Key pattern is the generic term for an interlocking geometric motif made from straight lines or bars that intersect to form rectilinear spiral shapes. According to Allen and Anderson, the negative space between the lines or bars of a key pattern “resemb[es] the L- or T-shaped slots in an ordinary key to allow it to pass the wards of the lock.” 
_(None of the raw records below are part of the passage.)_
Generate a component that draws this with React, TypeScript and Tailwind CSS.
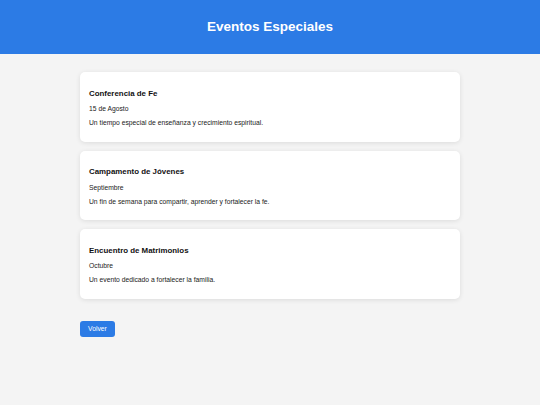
const eventos = [
  { titulo: 'Conferencia de Fe', fecha: '15 de Agosto', texto: 'Un tiempo especial de enseñanza y crecimiento espiritual.' },
  { titulo: 'Campamento de Jóvenes', fecha: 'Septiembre', texto: 'Un fin de semana para compartir, aprender y fortalecer la fe.' },
  { titulo: 'Encuentro de Matrimonios', fecha: 'Octubre', texto: 'Un evento dedicado a fortalecer la familia.' },
];

export default function App() {
  return (
    <div className="min-h-[405px] bg-[#f4f4f4] font-['Liberation_Sans',Arial,sans-serif] text-[#222]">
      {/* Header */}
      <header className="h-[54px] bg-[#2c7be5] flex items-center justify-center">
        <h1 className="text-[13.5px] leading-[16px] font-bold text-white">Eventos Especiales</h1>
      </header>

      <main className="w-[380px] mx-auto pt-[18px]">
        <div className="flex flex-col gap-[9px]">
          {eventos.map((ev) => (
            <article
              key={ev.titulo}
              className="bg-white rounded-[5px] px-[9px] pt-[16.5px] pb-[14.5px] shadow-[0_1px_5px_rgba(0,0,0,0.1)]"
            >
              <h3 className="text-[7.9px] leading-[9px] font-bold text-[#111] mb-[7.5px]">{ev.titulo}</h3>
              <p className="text-[6.75px] leading-[8px] text-[#222] mb-[6px]">{ev.fecha}</p>
              <p className="text-[6.75px] leading-[8px] text-[#222]">{ev.texto}</p>
            </article>
          ))}
        </div>

        <button className="mt-[22px] h-[16px] px-[8px] rounded-[3px] bg-[#2c7be5] text-white text-[6.75px] leading-[8px]">
          Volver
        </button>
      </main>
    </div>
  );
}
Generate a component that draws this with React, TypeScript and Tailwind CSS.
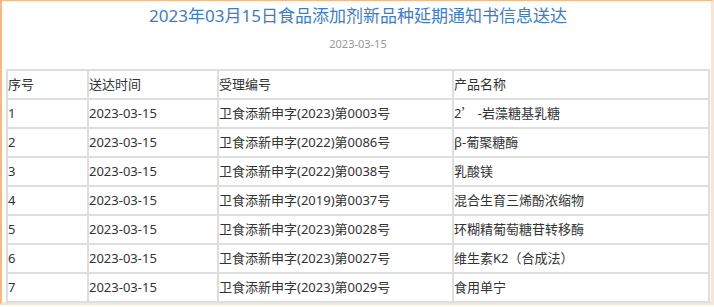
import type { ReactNode } from 'react';

const rows: [string, string, string, ReactNode][] = [
  [
    '1',
    '2023-03-15',
    '卫食添新申字(2023)第0003号',
    <>
      2<span className="font-['Noto_Sans_CJK_SC',sans-serif]">’</span> -岩藻糖基乳糖
    </>,
  ],
  ['2', '2023-03-15', '卫食添新申字(2022)第0086号', 'β-葡聚糖酶'],
  ['3', '2023-03-15', '卫食添新申字(2022)第0038号', '乳酸镁'],
  ['4', '2023-03-15', '卫食添新申字(2019)第0037号', '混合生育三烯酚浓缩物'],
  ['5', '2023-03-15', '卫食添新申字(2023)第0028号', '环糊精葡萄糖苷转移酶'],
  ['6', '2023-03-15', '卫食添新申字(2023)第0027号', '维生素K2（合成法）'],
  ['7', '2023-03-15', '卫食添新申字(2023)第0029号', '食用单宁'],
];

const cell = 'h-[29px] border-2 border-[#dedede] p-0 text-left font-normal align-middle';

export default function App() {
  return (
    <div className="h-[307px] w-[714px] bg-white font-['Noto_Sans','Noto_Sans_CJK_SC',sans-serif]">
      <div className="h-[305px] border-t border-r-[3px] border-b-[3px] border-l-2 border-t-[#fbb682] border-r-[#fde4d2] border-b-[#fde4d2] border-l-[#fbb682] pr-px pl-1">
        <h1 className="pt-[3px] text-center text-[17px] leading-6 text-[#3d7ccb]">
          2023年03月15日食品添加剂新品种延期通知书信息送达
        </h1>
        <p className="mt-[8px] text-center text-[11px] leading-4 text-[#999]">2023-03-15</p>
        <table className="mt-[17px] w-[704px] table-fixed border-collapse text-[13px] text-[#333]">
          <colgroup>
            <col className="w-[81px]" />
            <col className="w-[130px]" />
            <col className="w-[235px]" />
            <col />
          </colgroup>
          <thead>
            <tr>
              <th className={cell}>序号</th>
              <th className={cell}>送达时间</th>
              <th className={cell}>受理编号</th>
              <th className={cell}>产品名称</th>
            </tr>
          </thead>
          <tbody>
            {rows.map((r) => (
              <tr key={r[0]}>
                {r.map((v, i) => (
                  <td key={i} className={cell}>
                    {v}
                  </td>
                ))}
              </tr>
            ))}
          </tbody>
        </table>
      </div>
    </div>
  );
}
Key patterns have been discovered and used in ornamentation by a number of global cultures in human history, and are thought to largely have been designed independently of each other. The earliest examples of key patterns are seen in textile ornaments from Mezin, Ukraine, dated to approximately 23,000 B.C. Key patterns were also common in textile and ceramic ornamentation during the Neolithic period, with examples found among archeological discoveries in present-day Fiji, Peru, Mexico, Moldova, Romania, Hungary, Yugoslavia, and Greece, as well as in pre-Christian Celtic art. The oldest known pair of pants, wool trousers found in a grave dated to approximately 1038-926 B.C. in present-day western China, have a decorative band of key patterns woven into them. In addition, extant examples of early medieval Insular art, such as stone decorations and illuminated manuscripts, as well as Japanese, Chinese, and Islamic decorative arts from different periods, feature key patterns. 

Celtic mazes, Greek frets, and xicalcoliuhquis are examples of well-known designs that are considered to be key patterns.